Black Stockings by Marti Knight

Black Stockings
Revised June 22, 2011

Shortly after I joined the 2X2 list, I wrote about the special, Special Meeting. I think this Special Meeting would have been in the mid-1940s. My aunts, Olive and Edith Nelson, were already “in the work” ( Olive in Argentina, Edith in Georgia) when their younger sister, Alice Nelson, “went out to preach.” After leaving high school she had been working for a “worldly” family in town, helping with the children and in the home, earning a little money for her clothing and suitcase.

Then she was paired with an older companion and they were assigned to a field somewhere in Pennsylvania. This must have been a spring Special Meeting. It was held in the Wrights schoolhouse. It was the first time we would hear Aunt Alice preach since she had been in the work. She and her companion and the head worker in Pennsylvania ( Jim Beacom) and his companion ( Fenwick Adams? not sure–) were among the workers there.

My father, (Ralph Nelson) and mother (Mary Cook Nelson) and sister Sylvia, and my grandparents, Milford and Pearl Nelson and Alice’s brother, George, and sister Leah (still at home, on the farm) must have been looking forward to seeing and hearing Aunt Alice.

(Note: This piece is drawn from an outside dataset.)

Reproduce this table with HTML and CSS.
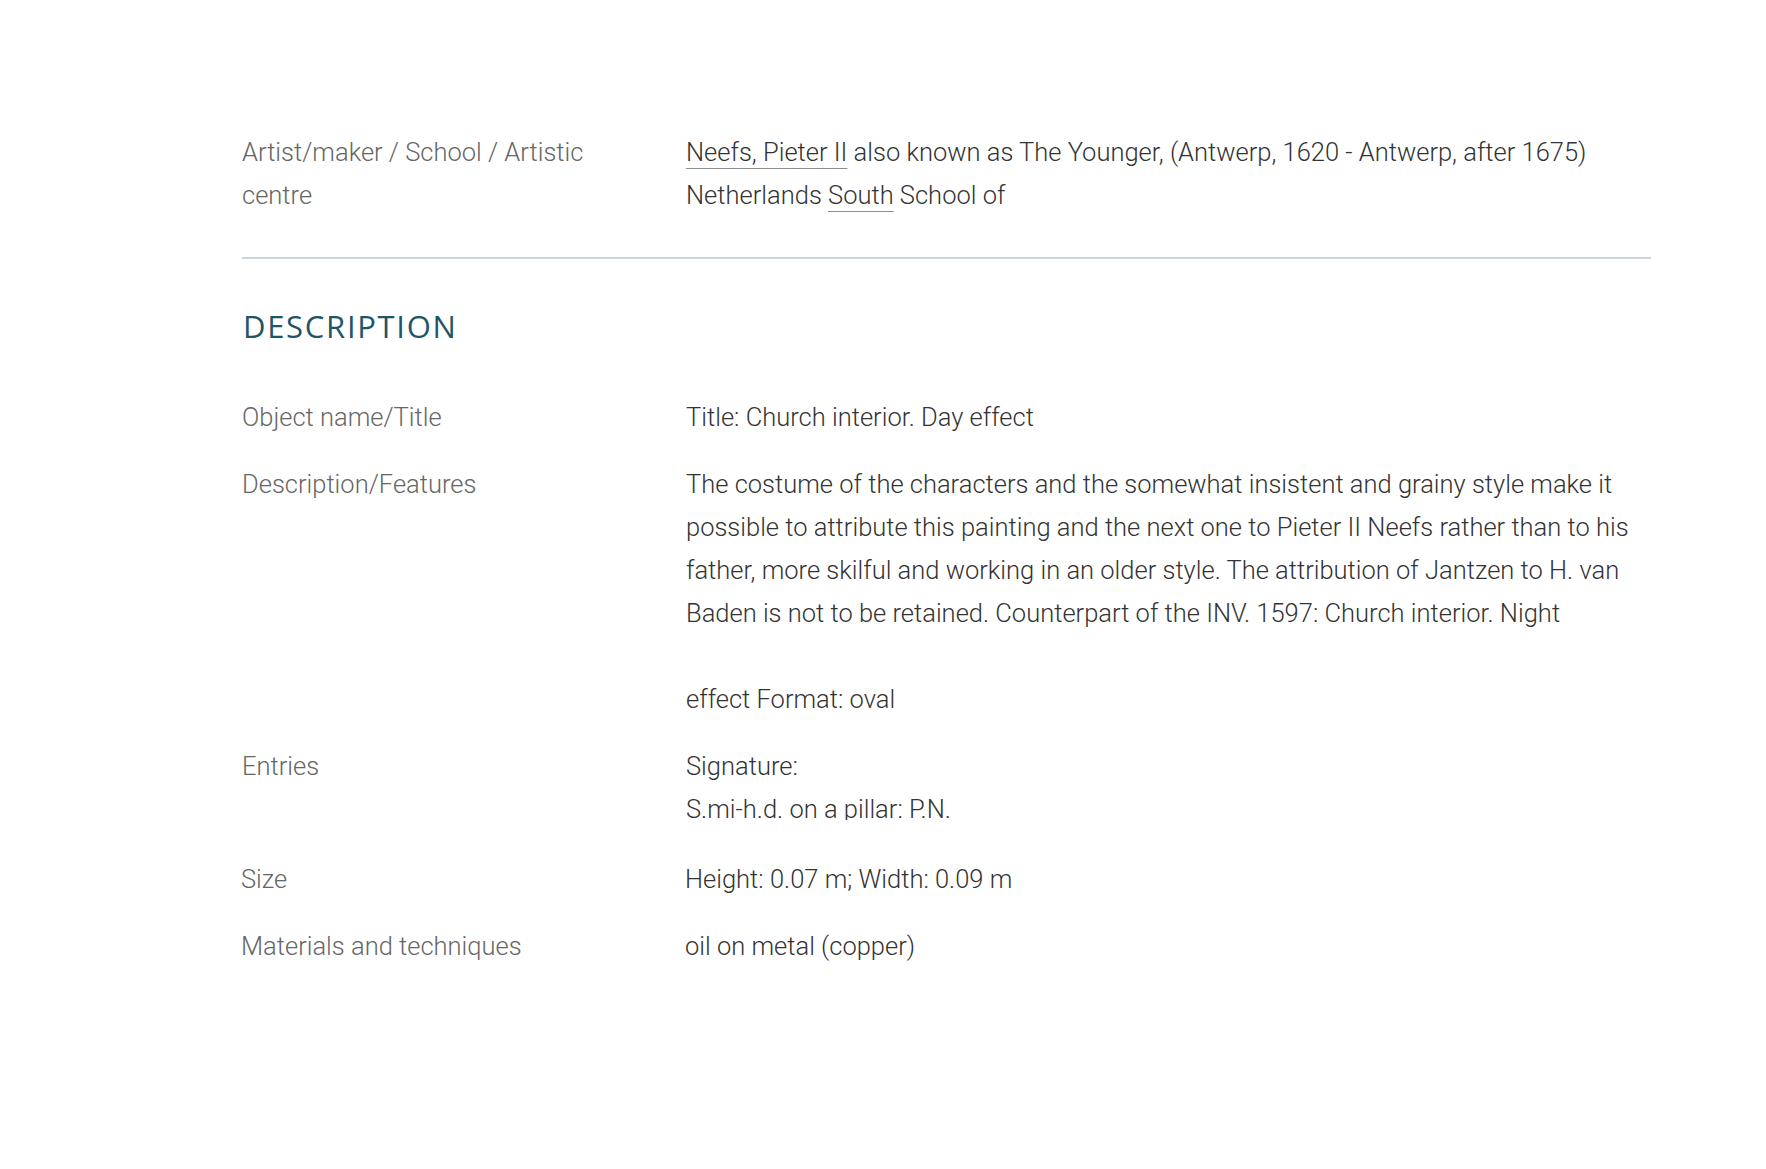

In this period of time, some of us had been changing to not-black stockings. The elder of the meeting, Joe Seyler, and his wife Maud (my mother’s sister) and their daughter Prudence (about my age) still “held with” “BLACK STOCKINGS.” A few of the older people in the meeting still did, but in most families, females were wearing brown, grey, gunmetal, a salt-and-pepper tweedy knit, or an orangey tan. Later tan became the color most seemed to prefer. None of these stockings were sheer. Lots were cotton, which got fuzzy and baggy with wear; some were cotton lisle, longer-staple and lighter-weight cotton which looked more genteel; and some were rayon, which was rather heavy and shiny.

At this Special Meeting there were representatives of the black-stocking loyalists and the lighter-stocking modernists. Chief among the black-stocking loyalists was Jim Beacom, a dramatic, kivver-to-kivver, scary-story, hell and damnation, long-winded preacher.

Among the females wearing non-black was fledgling worker, Alice Nelson. My recollection is that she was not permitted to speak from the platform that day. And when Beacom did, it was to deliver a pointed harangue about letting worldliness creep in, being a slave to vanity, women who did not dress in a way that becomes God’s people, those who were not willing to be a peculiar people, those who would not bear a little suffering and shame, those who wanted to be modern and to be accepted by worldly friends and had what he called “The Lit’ry Digest” and other worldly magazines in their homes. . .

Sitting on the platform, Aunt Alice tucked her feet back as far as possible under her mid-calf skirt, clasped her hands over her open Bible in her lap, and looked straight ahead, then finally down at the floor, and I saw some tears trickle from under her lashes. My mother was uncomfortable; my father was tense and his color got ruddier. But Grampa finally got up, as Beacom thundered on, and walked out of the room, out of the schoolhouse, and up the road to the farm (a quarter of a mile or so). Deeply offended and angered, he did not go to meetings for many years.

Joe and Maud Seyler “held with BLACK STOCKINGS” all their days. Prudence wore them until her parents died, then changed to a sensible taupe. Nelsons wore various kinds of hosiery, not the sheerest or lightest. Looking at old pictures and hearing family stories, I was aware that babies wore stockings in meetings, lest they kick up their little legs and expose skin. As a toddler, I wore “BLACK STOCKINGS” at home. These were held up by something called a “harness,” which was made of strips of elastic and was adjusted to one’s size by means of various buckles and sliders. Suspenders went over the shoulders, and long garters, one in front and one in back for each leg, gripped the tops of the stockings. The harness was necessary for little girls too young to have hips. Once they had hips, garter belts held up their stockings. If they had excess hips, they wore girdles or panty girdles with hosiery holders attached.

Before I went to school, “BLACK STOCKINGS” were no longer worn in my family. But I do remember my mother dyeing TAN hose BLACK, in a big dye kettle on the stove, when I was very little. I remember that it became very difficult to find long stockings in children’s sizes. We had to send away to Sears and Roebuck or Montgomery Ward or Chicago Mail ( Aldens) for them. I remember that once when I was very little, I asked if the Amish, who wore “BLACK STOCKINGS,” were “saved,” and I was told that they were not, because “they don’t meet in the home and they have not been saved through the Lord’s true messengers.” In addition, they did not have workers who were “homeless” or who “went forth two by two.” The same was true of the Mennonites of our acquaintance. Although the women and girls had long hair and dressed very modestly, and the families’ lifestyle was blameless, they too “were not in fellowship with God’s True People” or were not “in the Lord’s Way.”